Kenneth Xiaoxuan Wang (; born 1955) is a former Deputy Leader of the ACT New Zealand party. He previously served as member of Parliament to replace Donna Awatere Huata, who was expelled from Parliament in November 2004.

Biography
Wang was born in China, and has three siblings. He arrived in New Zealand in 1984 and is married with two children. Wang worked in the marketing and advertising sector in Auckland. He was New Zealand's second Chinese MP (with the first being Pansy Wong).

At the 2005 election Wang contested the seat of Mt Roskill, and was seventh on ACT's party list. However, he was not returned to Parliament.

In the 2008 general election he stood unsuccessfully in the electorate of Botany for the ACT New Zealand Party.
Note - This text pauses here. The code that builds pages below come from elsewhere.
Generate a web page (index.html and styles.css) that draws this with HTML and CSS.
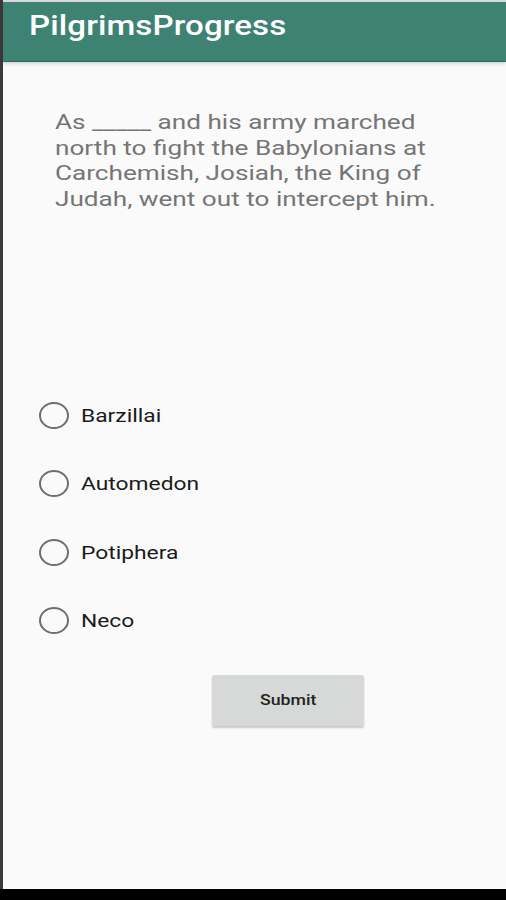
FILE: index.html
```html
<!DOCTYPE html>
<html>
<head>
<meta charset="utf-8">
<link rel="stylesheet" href="styles.css">
</head>
<body>
<div class="screen">
  <header class="appbar"><h1 class="title"><span class="wide">PilgrimsProgress</span></h1></header>
  <main class="content">
    <p class="question"><span class="wide">As _____ and his army marched<br>north to fight the Babylonians at<br>Carchemish, Josiah, the King of<br>Judah, went out to intercept him.</span></p>
    <div class="options">
      <label class="option"><span class="radio"></span><span class="label wide">Barzillai</span></label>
      <label class="option"><span class="radio"></span><span class="label wide">Automedon</span></label>
      <label class="option"><span class="radio"></span><span class="label wide">Potiphera</span></label>
      <label class="option"><span class="radio"></span><span class="label wide">Neco</span></label>
    </div>
    <div class="actions"><button class="submit"><span class="wide">Submit</span></button></div>
  </main>
  <div class="navbar"></div>
</div>
</body>
</html>
```
FILE: styles.css
```css
html, body { margin: 0; padding: 0; }
body {
  width: 506px; height: 900px; overflow: hidden;
  background: #e8e8e8;
  font-family: Roboto, "Noto Sans", sans-serif;
}
.wide {
  display: inline-block;
  transform: scaleX(1.18);
  transform-origin: left center;
  white-space: nowrap;
}
.screen {
  height: 900px;
  display: flex; flex-direction: column;
  border-left: 3px solid #3a3a3a;
  padding-top: 2px;
  box-sizing: border-box;
  background: #d9d9d9;
}
.appbar {
  height: 59px;
  background: #3d8273;
  border-bottom: 1px solid #2e6a5c;
  box-shadow: 0 2px 3px rgba(0,0,0,0.15);
  display: flex; align-items: flex-start;
  position: relative; z-index: 1;
}
.title {
  margin: 6px 0 0 26px;
  color: #fff;
  font-size: 28px; font-weight: 500;
  letter-spacing: 0.1px;
  line-height: 36px;
}
.content {
  flex: 1;
  background: #fafafa;
  display: flex; flex-direction: column;
}
.question {
  margin: 48px 20px 0 52px;
  color: #757575;
  font-size: 21px;
  line-height: 25.6px;
}
.question .wide { transform: scaleX(1.245); }
.options {
  margin-top: 190px;
  display: flex; flex-direction: column;
  gap: 42.5px;
  padding-left: 36px;
}
.option {
  display: flex; align-items: center;
  height: 26px;
}
.radio {
  width: 26px; height: 23px;
  border: 2px solid #6e6e6e;
  border-radius: 50%;
  flex: none;
}
.label {
  margin-left: 12px;
  font-size: 19px;
  color: #1a1a1a;
  transform: scaleX(1.2);
}
.actions {
  margin-top: 41px;
  display: flex; justify-content: center;
  padding-left: 66px;
}
.submit {
  width: 152px; height: 51px;
  background: #d7d8d8;
  border: none; border-radius: 2px;
  box-shadow: 0 2px 2px rgba(0,0,0,0.2);
  font-family: Roboto, sans-serif;
  font-size: 15px; font-weight: 500;
  color: #222;
  display: flex; align-items: center; justify-content: center;
  padding: 0 8px 0 0;
}
.navbar {
  height: 11px;
  background: #000;
  margin-left: -3px;
}
```
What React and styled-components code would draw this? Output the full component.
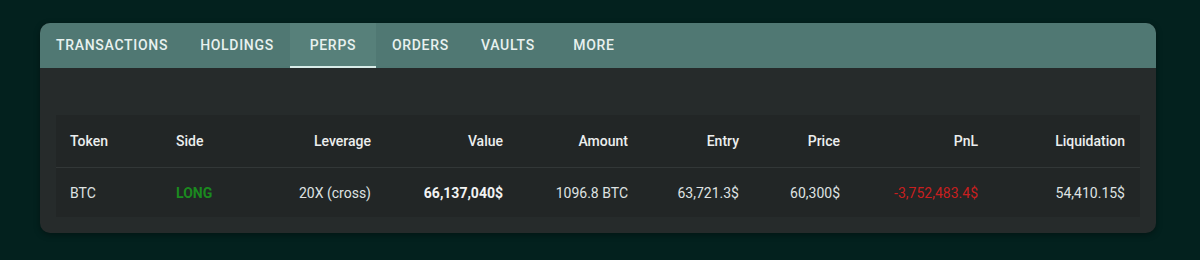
import React, { useState } from "react";
import styled, { createGlobalStyle } from "styled-components";

const GlobalStyle = createGlobalStyle`
  html, body {
    margin: 0;
    padding: 0;
    background: #03211e;
    font-family: Roboto, "Liberation Sans", sans-serif;
  }
`;

const tabs = ["Transactions", "Holdings", "Perps", "Orders", "Vaults", "More"];

const columns = [
  { key: "token", label: "Token", align: "left" },
  { key: "side", label: "Side", align: "left" },
  { key: "leverage", label: "Leverage", align: "right" },
  { key: "value", label: "Value", align: "right" },
  { key: "amount", label: "Amount", align: "right" },
  { key: "entry", label: "Entry", align: "right" },
  { key: "price", label: "Price", align: "right" },
  { key: "pnl", label: "PnL", align: "right" },
  { key: "liquidation", label: "Liquidation", align: "right" },
];

const positions = [
  {
    token: "BTC",
    side: "LONG",
    leverage: "20X (cross)",
    value: "66,137,040$",
    amount: "1096.8 BTC",
    entry: "63,721.3$",
    price: "60,300$",
    pnl: "-3,752,483.4$",
    liquidation: "54,410.15$",
  },
];

const App = () => {
  const [active, setActive] = useState("Perps");

  const tone = (key, row) => {
    if (key === "side") return row.side === "LONG" ? "long" : "short";
    if (key === "pnl") return row.pnl.startsWith("-") ? "loss" : "gain";
    if (key === "value") return "strong";
    return undefined;
  };

  return (
    <React.Fragment>
      <GlobalStyle />
      <Page>
        <Card>
          <TabBar>
            {tabs.map((t) => (
              <Tab key={t} $active={t === active} onClick={() => setActive(t)}>
                {t}
              </Tab>
            ))}
          </TabBar>
          <Body>
            <Table>
              <HeadRow>
                {columns.map((c) => (
                  <HeadCell key={c.key} $align={c.align}>
                    {c.label}
                  </HeadCell>
                ))}
              </HeadRow>
              {positions.map((row) => (
                <Row key={row.token}>
                  {columns.map((c) => (
                    <Cell key={c.key} $align={c.align} $tone={tone(c.key, row)}>
                      {row[c.key]}
                    </Cell>
                  ))}
                </Row>
              ))}
            </Table>
          </Body>
        </Card>
      </Page>
    </React.Fragment>
  );
};

const Page = styled.div`
  width: 1200px;
  height: 260px;
  padding: 23px 44px 0 40px;
  box-sizing: border-box;
`;

const Card = styled.div`
  background: #262b2b;
  border-radius: 10px;
  overflow: hidden;
  box-shadow: 0 2px 6px rgba(0, 0, 0, 0.35);
`;

const TabBar = styled.div`
  display: flex;
  height: 45px;
  background: #507873;
`;

const Tab = styled.button`
  min-width: 86px;
  padding: 0 16px 1px;
  border: none;
  background: ${(p) => (p.$active ? "#57807a" : "transparent")};
  color: #e8f1ef;
  font-family: Roboto, "Liberation Sans", sans-serif;
  font-size: 14px;
  font-weight: 500;
  letter-spacing: 0.7px;
  text-transform: uppercase;
  box-shadow: ${(p) => (p.$active ? "inset 0 -2px 0 #d8ece8" : "none")};
  cursor: pointer;
`;

const Body = styled.div`
  padding: 47px 16px 16px;
`;

const Table = styled.div`
  background: #222626;
`;

const grid = `
  display: grid;
  grid-template-columns: 106px 106px 118px 132px 125px 111px 101px 138px 147px;
`;

const HeadRow = styled.div`
  ${grid}
  height: 52px;
  border-bottom: 1px solid #323737;
`;

const Row = styled.div`
  ${grid}
  height: 49px;
`;

const HeadCell = styled.div`
  display: flex;
  align-items: center;
  justify-content: ${(p) => (p.$align === "right" ? "flex-end" : "flex-start")};
  padding: 0 15px 0 14px;
  color: #eceeee;
  font-size: 14px;
  font-weight: 500;
`;

const toneColor = {
  long: "#1b8a1f",
  short: "#c62121",
  loss: "#c81f1f",
  gain: "#1b8a1f",
  strong: "#f2f3f3",
};

const Cell = styled.div`
  display: flex;
  align-items: center;
  justify-content: ${(p) => (p.$align === "right" ? "flex-end" : "flex-start")};
  padding: 0 15px 0 14px;
  color: ${(p) => toneColor[p.$tone] || "#dfe2e2"};
  font-size: 14px;
  font-weight: ${(p) => (p.$tone === "long" || p.$tone === "strong" ? 700 : 400)};
`;

export default App;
National candidate Pansy Wong filed a complaint to the electoral commission about Wang's billboards which exhorted "Vote for Wang, get Wang and Wong" (because Pansy Wong's high rank on the National Party List assured her of a seat in parliament).

He was elected Deputy Leader of ACT in April 2014. Wang resigned as Deputy Leader on 9 July 2017 after expressing disappointment with his list placing and feelings that ACT had moved away from former policies that compelled him to join the party 15 years earlier.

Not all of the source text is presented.